WHAT THE TASK REQUIRES - Skip every picture and transcribe the remaining material exactly.

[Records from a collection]
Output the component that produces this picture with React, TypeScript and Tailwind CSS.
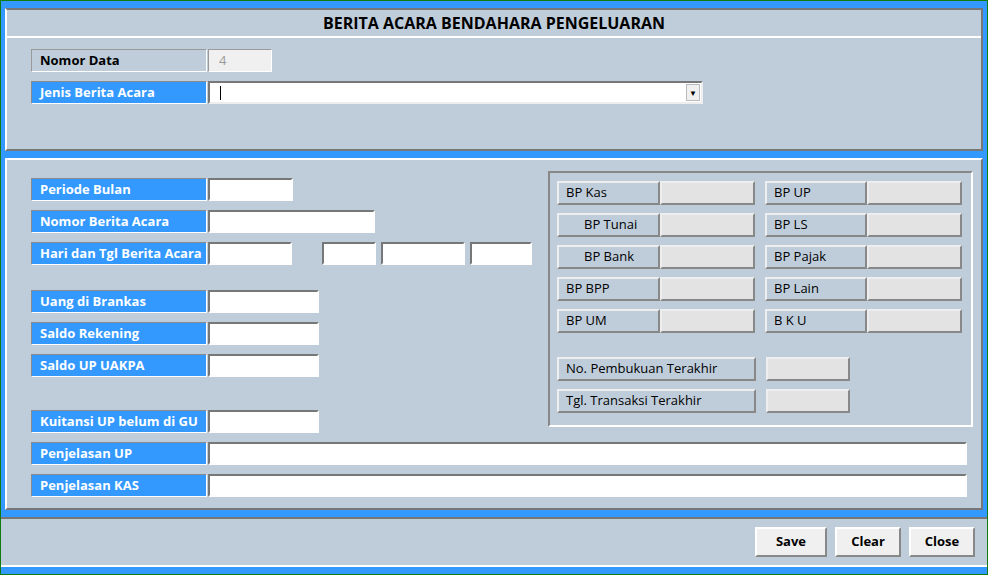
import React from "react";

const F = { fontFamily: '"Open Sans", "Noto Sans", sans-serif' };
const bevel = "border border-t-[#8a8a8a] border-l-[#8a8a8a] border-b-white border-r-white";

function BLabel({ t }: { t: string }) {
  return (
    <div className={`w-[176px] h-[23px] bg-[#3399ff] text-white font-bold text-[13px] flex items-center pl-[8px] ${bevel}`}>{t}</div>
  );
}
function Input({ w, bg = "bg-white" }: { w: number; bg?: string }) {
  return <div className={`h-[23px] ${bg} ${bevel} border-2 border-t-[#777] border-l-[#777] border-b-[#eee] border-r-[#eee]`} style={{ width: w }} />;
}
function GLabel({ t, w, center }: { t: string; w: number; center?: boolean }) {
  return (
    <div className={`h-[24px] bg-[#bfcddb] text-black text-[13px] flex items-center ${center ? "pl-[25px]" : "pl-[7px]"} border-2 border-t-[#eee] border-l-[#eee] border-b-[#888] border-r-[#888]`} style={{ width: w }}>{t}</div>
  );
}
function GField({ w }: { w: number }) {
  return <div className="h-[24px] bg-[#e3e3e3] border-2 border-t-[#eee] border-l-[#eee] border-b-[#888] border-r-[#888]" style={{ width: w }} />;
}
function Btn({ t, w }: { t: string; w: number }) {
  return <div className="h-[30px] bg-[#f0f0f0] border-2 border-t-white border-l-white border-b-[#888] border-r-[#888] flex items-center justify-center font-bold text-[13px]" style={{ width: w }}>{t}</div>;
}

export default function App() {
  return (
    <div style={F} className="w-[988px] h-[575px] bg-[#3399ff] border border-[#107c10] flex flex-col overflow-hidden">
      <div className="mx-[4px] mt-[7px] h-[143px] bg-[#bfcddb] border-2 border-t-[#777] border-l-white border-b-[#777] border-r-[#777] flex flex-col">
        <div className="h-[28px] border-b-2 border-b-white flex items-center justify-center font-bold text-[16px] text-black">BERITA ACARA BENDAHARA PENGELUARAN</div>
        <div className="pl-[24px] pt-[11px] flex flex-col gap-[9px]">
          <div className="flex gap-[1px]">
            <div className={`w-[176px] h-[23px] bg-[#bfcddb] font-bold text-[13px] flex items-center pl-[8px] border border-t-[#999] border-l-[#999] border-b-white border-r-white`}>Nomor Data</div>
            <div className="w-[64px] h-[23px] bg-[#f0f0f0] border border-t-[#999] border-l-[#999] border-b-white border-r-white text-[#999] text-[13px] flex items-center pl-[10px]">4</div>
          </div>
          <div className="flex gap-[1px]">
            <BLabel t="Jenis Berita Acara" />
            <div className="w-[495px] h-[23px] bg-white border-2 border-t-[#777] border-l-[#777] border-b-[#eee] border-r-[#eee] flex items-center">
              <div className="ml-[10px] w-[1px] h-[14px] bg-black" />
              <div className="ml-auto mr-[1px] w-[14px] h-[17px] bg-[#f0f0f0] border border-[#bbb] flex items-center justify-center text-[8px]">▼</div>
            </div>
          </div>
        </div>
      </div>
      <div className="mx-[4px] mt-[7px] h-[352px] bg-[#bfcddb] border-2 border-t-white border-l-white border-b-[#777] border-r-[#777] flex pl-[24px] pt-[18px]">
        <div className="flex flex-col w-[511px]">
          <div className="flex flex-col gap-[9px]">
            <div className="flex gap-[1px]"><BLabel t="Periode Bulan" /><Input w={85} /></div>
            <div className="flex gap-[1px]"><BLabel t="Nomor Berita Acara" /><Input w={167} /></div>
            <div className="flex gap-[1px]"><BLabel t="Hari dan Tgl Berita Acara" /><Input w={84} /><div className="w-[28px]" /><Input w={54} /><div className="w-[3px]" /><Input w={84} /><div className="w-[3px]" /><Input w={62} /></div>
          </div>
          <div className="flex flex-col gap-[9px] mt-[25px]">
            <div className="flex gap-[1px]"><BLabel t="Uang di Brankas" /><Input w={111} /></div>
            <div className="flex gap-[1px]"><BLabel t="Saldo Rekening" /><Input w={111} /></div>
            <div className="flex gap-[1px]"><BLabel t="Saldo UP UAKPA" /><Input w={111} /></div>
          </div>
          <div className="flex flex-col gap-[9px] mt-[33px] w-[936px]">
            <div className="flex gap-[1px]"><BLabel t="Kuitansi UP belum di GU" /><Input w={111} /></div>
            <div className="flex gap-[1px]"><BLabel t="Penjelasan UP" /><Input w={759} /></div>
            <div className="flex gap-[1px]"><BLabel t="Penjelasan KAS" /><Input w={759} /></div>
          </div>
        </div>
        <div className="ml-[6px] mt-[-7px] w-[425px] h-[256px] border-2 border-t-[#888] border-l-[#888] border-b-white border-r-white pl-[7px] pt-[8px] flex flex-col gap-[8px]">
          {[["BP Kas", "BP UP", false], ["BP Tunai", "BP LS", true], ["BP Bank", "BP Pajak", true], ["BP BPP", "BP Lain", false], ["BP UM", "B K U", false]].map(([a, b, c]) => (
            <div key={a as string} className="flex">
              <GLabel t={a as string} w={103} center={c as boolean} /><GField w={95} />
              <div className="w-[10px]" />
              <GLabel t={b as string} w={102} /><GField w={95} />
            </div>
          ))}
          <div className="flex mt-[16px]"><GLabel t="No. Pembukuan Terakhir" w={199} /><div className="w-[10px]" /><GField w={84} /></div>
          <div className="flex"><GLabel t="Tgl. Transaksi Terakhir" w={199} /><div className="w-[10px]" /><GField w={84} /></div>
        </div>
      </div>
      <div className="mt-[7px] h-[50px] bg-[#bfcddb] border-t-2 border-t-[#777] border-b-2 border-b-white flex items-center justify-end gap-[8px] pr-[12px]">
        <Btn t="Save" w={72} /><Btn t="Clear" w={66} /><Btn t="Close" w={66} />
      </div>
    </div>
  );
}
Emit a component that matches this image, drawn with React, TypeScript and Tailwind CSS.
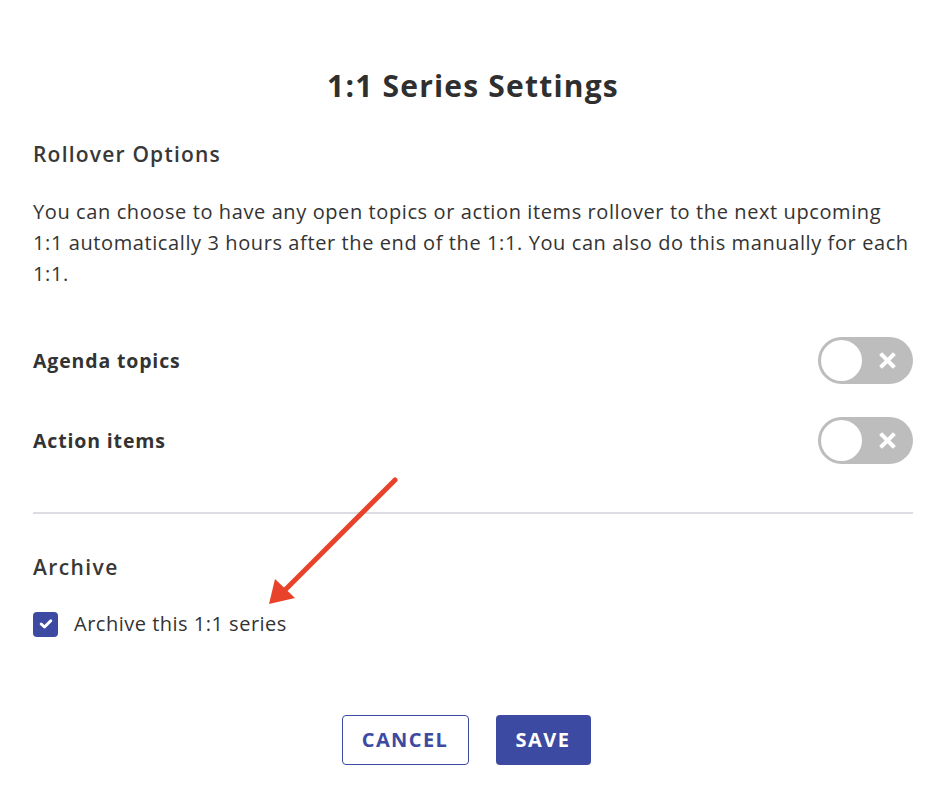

FULL ANSWER -
Output the component that produces this picture with React, TypeScript and Tailwind CSS.
import React from "react";

const F = { fontFamily: '"Open Sans", "Noto Sans", sans-serif' };
const bevel = "border border-t-[#8a8a8a] border-l-[#8a8a8a] border-b-white border-r-white";

function BLabel({ t }: { t: string }) {
  return (
    <div className={`w-[176px] h-[23px] bg-[#3399ff] text-white font-bold text-[13px] flex items-center pl-[8px] ${bevel}`}>{t}</div>
  );
}
function Input({ w, bg = "bg-white" }: { w: number; bg?: string }) {
  return <div className={`h-[23px] ${bg} ${bevel} border-2 border-t-[#777] border-l-[#777] border-b-[#eee] border-r-[#eee]`} style={{ width: w }} />;
}
function GLabel({ t, w, center }: { t: string; w: number; center?: boolean }) {
  return (
    <div className={`h-[24px] bg-[#bfcddb] text-black text-[13px] flex items-center ${center ? "pl-[25px]" : "pl-[7px]"} border-2 border-t-[#eee] border-l-[#eee] border-b-[#888] border-r-[#888]`} style={{ width: w }}>{t}</div>
  );
}
function GField({ w }: { w: number }) {
  return <div className="h-[24px] bg-[#e3e3e3] border-2 border-t-[#eee] border-l-[#eee] border-b-[#888] border-r-[#888]" style={{ width: w }} />;
}
function Btn({ t, w }: { t: string; w: number }) {
  return <div className="h-[30px] bg-[#f0f0f0] border-2 border-t-white border-l-white border-b-[#888] border-r-[#888] flex items-center justify-center font-bold text-[13px]" style={{ width: w }}>{t}</div>;
}

export default function App() {
  return (
    <div style={F} className="w-[988px] h-[575px] bg-[#3399ff] border border-[#107c10] flex flex-col overflow-hidden">
      <div className="mx-[4px] mt-[7px] h-[143px] bg-[#bfcddb] border-2 border-t-[#777] border-l-white border-b-[#777] border-r-[#777] flex flex-col">
        <div className="h-[28px] border-b-2 border-b-white flex items-center justify-center font-bold text-[16px] text-black">BERITA ACARA BENDAHARA PENGELUARAN</div>
        <div className="pl-[24px] pt-[11px] flex flex-col gap-[9px]">
          <div className="flex gap-[1px]">
            <div className={`w-[176px] h-[23px] bg-[#bfcddb] font-bold text-[13px] flex items-center pl-[8px] border border-t-[#999] border-l-[#999] border-b-white border-r-white`}>Nomor Data</div>
            <div className="w-[64px] h-[23px] bg-[#f0f0f0] border border-t-[#999] border-l-[#999] border-b-white border-r-white text-[#999] text-[13px] flex items-center pl-[10px]">4</div>
          </div>
          <div className="flex gap-[1px]">
            <BLabel t="Jenis Berita Acara" />
            <div className="w-[495px] h-[23px] bg-white border-2 border-t-[#777] border-l-[#777] border-b-[#eee] border-r-[#eee] flex items-center">
              <div className="ml-[10px] w-[1px] h-[14px] bg-black" />
              <div className="ml-auto mr-[1px] w-[14px] h-[17px] bg-[#f0f0f0] border border-[#bbb] flex items-center justify-center text-[8px]">▼</div>
            </div>
          </div>
        </div>
      </div>
      <div className="mx-[4px] mt-[7px] h-[352px] bg-[#bfcddb] border-2 border-t-white border-l-white border-b-[#777] border-r-[#777] flex pl-[24px] pt-[18px]">
        <div className="flex flex-col w-[511px]">
          <div className="flex flex-col gap-[9px]">
            <div className="flex gap-[1px]"><BLabel t="Periode Bulan" /><Input w={85} /></div>
            <div className="flex gap-[1px]"><BLabel t="Nomor Berita Acara" /><Input w={167} /></div>
            <div className="flex gap-[1px]"><BLabel t="Hari dan Tgl Berita Acara" /><Input w={84} /><div className="w-[28px]" /><Input w={54} /><div className="w-[3px]" /><Input w={84} /><div className="w-[3px]" /><Input w={62} /></div>
          </div>
          <div className="flex flex-col gap-[9px] mt-[25px]">
            <div className="flex gap-[1px]"><BLabel t="Uang di Brankas" /><Input w={111} /></div>
            <div className="flex gap-[1px]"><BLabel t="Saldo Rekening" /><Input w={111} /></div>
            <div className="flex gap-[1px]"><BLabel t="Saldo UP UAKPA" /><Input w={111} /></div>
          </div>
          <div className="flex flex-col gap-[9px] mt-[33px] w-[936px]">
            <div className="flex gap-[1px]"><BLabel t="Kuitansi UP belum di GU" /><Input w={111} /></div>
            <div className="flex gap-[1px]"><BLabel t="Penjelasan UP" /><Input w={759} /></div>
            <div className="flex gap-[1px]"><BLabel t="Penjelasan KAS" /><Input w={759} /></div>
          </div>
        </div>
        <div className="ml-[6px] mt-[-7px] w-[425px] h-[256px] border-2 border-t-[#888] border-l-[#888] border-b-white border-r-white pl-[7px] pt-[8px] flex flex-col gap-[8px]">
          {[["BP Kas", "BP UP", false], ["BP Tunai", "BP LS", true], ["BP Bank", "BP Pajak", true], ["BP BPP", "BP Lain", false], ["BP UM", "B K U", false]].map(([a, b, c]) => (
            <div key={a as string} className="flex">
              <GLabel t={a as string} w={103} center={c as boolean} /><GField w={95} />
              <div className="w-[10px]" />
              <GLabel t={b as string} w={102} /><GField w={95} />
            </div>
          ))}
          <div className="flex mt-[16px]"><GLabel t="No. Pembukuan Terakhir" w={199} /><div className="w-[10px]" /><GField w={84} /></div>
          <div className="flex"><GLabel t="Tgl. Transaksi Terakhir" w={199} /><div className="w-[10px]" /><GField w={84} /></div>
        </div>
      </div>
      <div className="mt-[7px] h-[50px] bg-[#bfcddb] border-t-2 border-t-[#777] border-b-2 border-b-white flex items-center justify-end gap-[8px] pr-[12px]">
        <Btn t="Save" w={72} /><Btn t="Clear" w={66} /><Btn t="Close" w={66} />
      </div>
    </div>
  );
}
Emit a component that matches this image, drawn with React, TypeScript and Tailwind CSS.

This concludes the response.